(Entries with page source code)
□ □ □ □ □

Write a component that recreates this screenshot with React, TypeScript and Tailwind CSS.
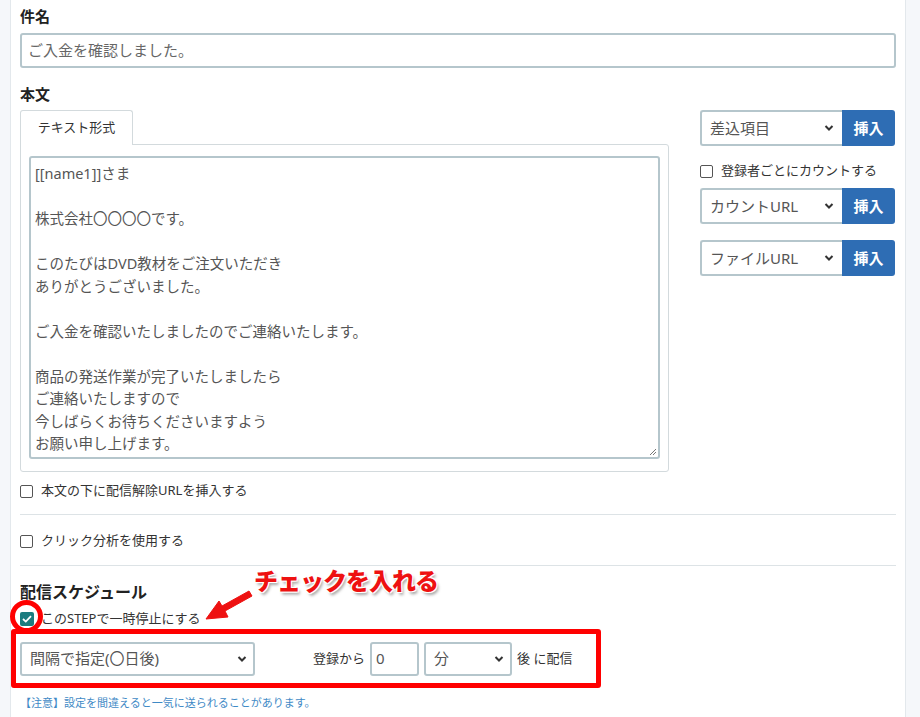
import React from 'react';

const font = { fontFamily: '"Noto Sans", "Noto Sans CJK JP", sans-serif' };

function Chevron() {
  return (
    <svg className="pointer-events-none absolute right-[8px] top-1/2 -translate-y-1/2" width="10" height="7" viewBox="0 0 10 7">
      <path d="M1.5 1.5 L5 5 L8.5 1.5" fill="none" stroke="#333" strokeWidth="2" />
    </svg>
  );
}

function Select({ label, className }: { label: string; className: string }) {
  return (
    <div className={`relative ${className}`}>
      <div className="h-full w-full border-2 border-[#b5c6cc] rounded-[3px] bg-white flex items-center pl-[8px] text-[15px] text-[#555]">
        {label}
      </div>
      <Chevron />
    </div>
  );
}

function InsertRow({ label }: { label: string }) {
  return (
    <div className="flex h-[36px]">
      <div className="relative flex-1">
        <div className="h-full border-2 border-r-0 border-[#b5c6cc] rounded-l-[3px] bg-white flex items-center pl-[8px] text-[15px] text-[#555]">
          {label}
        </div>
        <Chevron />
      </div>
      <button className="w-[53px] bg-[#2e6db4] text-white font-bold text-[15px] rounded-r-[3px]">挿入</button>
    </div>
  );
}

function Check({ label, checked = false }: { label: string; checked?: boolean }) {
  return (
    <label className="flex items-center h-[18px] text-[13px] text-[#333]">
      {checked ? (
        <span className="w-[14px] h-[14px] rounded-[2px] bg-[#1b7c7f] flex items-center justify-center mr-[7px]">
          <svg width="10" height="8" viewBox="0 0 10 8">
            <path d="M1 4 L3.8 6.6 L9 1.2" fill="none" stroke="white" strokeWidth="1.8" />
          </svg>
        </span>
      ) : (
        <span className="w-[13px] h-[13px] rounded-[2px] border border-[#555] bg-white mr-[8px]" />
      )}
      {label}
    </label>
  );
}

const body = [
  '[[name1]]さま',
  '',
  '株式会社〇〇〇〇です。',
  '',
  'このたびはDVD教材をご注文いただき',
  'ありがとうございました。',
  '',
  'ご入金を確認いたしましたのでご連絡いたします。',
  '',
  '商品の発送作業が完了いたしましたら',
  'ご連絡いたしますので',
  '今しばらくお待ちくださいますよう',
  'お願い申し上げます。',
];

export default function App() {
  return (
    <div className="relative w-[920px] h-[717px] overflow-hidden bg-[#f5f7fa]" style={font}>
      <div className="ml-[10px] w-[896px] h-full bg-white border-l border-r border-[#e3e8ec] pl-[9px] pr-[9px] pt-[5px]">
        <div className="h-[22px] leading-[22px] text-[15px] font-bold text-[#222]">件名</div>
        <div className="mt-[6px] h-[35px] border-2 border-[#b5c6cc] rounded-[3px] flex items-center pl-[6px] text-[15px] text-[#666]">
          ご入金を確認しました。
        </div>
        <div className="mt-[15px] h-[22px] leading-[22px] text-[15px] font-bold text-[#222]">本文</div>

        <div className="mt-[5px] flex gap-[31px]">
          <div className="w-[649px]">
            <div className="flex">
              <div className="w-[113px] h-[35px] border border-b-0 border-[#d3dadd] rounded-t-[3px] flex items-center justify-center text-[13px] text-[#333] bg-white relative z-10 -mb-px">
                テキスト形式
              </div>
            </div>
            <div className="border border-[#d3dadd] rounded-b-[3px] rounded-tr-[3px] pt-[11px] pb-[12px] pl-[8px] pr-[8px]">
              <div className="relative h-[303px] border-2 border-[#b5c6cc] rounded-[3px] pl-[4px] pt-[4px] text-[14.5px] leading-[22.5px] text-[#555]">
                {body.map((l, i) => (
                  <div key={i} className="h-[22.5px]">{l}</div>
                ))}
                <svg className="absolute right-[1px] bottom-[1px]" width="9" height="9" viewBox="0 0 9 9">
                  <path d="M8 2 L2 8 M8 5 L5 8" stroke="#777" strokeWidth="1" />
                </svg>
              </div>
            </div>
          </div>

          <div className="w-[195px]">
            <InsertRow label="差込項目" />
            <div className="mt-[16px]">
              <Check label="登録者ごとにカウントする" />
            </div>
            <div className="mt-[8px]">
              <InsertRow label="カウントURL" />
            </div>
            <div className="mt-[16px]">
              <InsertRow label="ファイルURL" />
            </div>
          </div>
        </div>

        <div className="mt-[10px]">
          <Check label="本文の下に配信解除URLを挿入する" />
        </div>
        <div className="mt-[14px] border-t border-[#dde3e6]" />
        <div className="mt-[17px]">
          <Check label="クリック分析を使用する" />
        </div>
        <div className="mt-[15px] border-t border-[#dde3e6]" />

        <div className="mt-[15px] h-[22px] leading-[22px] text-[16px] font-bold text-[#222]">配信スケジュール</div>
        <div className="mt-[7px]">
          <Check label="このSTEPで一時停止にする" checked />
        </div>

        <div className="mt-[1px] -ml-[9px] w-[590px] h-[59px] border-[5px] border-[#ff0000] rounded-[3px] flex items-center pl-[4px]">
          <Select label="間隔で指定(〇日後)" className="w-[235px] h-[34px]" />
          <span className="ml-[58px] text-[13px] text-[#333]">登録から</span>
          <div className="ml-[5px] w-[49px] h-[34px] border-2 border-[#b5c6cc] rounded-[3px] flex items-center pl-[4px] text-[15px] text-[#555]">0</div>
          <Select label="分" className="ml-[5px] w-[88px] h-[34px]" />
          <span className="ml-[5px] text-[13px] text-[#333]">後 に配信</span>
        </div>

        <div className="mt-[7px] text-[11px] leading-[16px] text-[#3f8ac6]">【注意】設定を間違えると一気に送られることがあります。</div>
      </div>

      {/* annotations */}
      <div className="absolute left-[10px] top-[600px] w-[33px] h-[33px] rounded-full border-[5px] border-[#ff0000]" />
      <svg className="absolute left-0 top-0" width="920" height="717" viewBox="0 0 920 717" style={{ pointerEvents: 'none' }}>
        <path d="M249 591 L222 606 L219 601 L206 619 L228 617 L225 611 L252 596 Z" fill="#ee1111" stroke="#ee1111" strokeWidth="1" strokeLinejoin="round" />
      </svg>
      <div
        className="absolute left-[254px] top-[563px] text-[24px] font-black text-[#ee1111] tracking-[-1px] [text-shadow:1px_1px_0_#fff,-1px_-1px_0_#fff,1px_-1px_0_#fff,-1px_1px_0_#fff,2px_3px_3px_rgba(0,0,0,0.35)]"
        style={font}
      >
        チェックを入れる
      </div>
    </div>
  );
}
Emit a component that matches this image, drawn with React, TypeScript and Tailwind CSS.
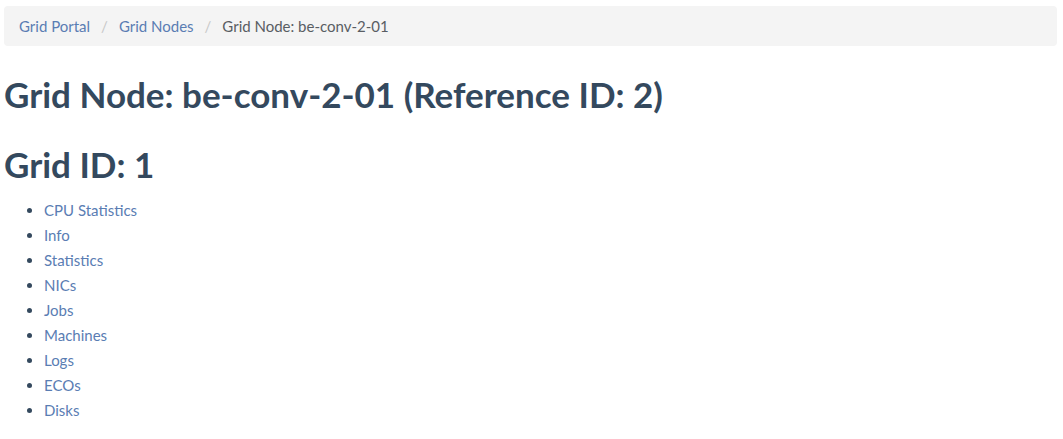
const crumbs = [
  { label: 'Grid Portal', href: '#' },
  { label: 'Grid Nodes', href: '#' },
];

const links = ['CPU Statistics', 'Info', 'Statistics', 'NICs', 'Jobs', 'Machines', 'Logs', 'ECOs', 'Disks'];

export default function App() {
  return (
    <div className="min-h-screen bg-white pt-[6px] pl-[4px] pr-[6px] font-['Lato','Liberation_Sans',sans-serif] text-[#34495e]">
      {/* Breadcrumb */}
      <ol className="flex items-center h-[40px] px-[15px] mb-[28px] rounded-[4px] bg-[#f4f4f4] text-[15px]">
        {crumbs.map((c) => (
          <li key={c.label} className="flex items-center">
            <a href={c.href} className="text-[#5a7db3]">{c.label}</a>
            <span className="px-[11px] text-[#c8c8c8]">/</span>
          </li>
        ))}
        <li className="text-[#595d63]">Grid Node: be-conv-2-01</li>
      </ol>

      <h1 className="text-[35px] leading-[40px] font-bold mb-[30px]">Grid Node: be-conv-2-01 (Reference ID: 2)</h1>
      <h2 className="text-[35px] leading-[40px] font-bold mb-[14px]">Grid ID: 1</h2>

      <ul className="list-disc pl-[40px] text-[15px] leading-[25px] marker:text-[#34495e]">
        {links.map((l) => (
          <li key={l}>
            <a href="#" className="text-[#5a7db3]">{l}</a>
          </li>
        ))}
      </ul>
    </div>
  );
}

□ □ □ □ □

» **AIM OF THE TASK**
Leave out every picture, and write out exactly the lines from the one bearing "Emit a component" through the final line.

» **FINISHED ANSWER**
Emit a component that matches this image, drawn with React, TypeScript and Tailwind CSS.
const crumbs = [
  { label: 'Grid Portal', href: '#' },
  { label: 'Grid Nodes', href: '#' },
];

const links = ['CPU Statistics', 'Info', 'Statistics', 'NICs', 'Jobs', 'Machines', 'Logs', 'ECOs', 'Disks'];

export default function App() {
  return (
    <div className="min-h-screen bg-white pt-[6px] pl-[4px] pr-[6px] font-['Lato','Liberation_Sans',sans-serif] text-[#34495e]">
      {/* Breadcrumb */}
      <ol className="flex items-center h-[40px] px-[15px] mb-[28px] rounded-[4px] bg-[#f4f4f4] text-[15px]">
        {crumbs.map((c) => (
          <li key={c.label} className="flex items-center">
            <a href={c.href} className="text-[#5a7db3]">{c.label}</a>
            <span className="px-[11px] text-[#c8c8c8]">/</span>
          </li>
        ))}
        <li className="text-[#595d63]">Grid Node: be-conv-2-01</li>
      </ol>

      <h1 className="text-[35px] leading-[40px] font-bold mb-[30px]">Grid Node: be-conv-2-01 (Reference ID: 2)</h1>
      <h2 className="text-[35px] leading-[40px] font-bold mb-[14px]">Grid ID: 1</h2>

      <ul className="list-disc pl-[40px] text-[15px] leading-[25px] marker:text-[#34495e]">
        {links.map((l) => (
          <li key={l}>
            <a href="#" className="text-[#5a7db3]">{l}</a>
          </li>
        ))}
      </ul>
    </div>
  );
}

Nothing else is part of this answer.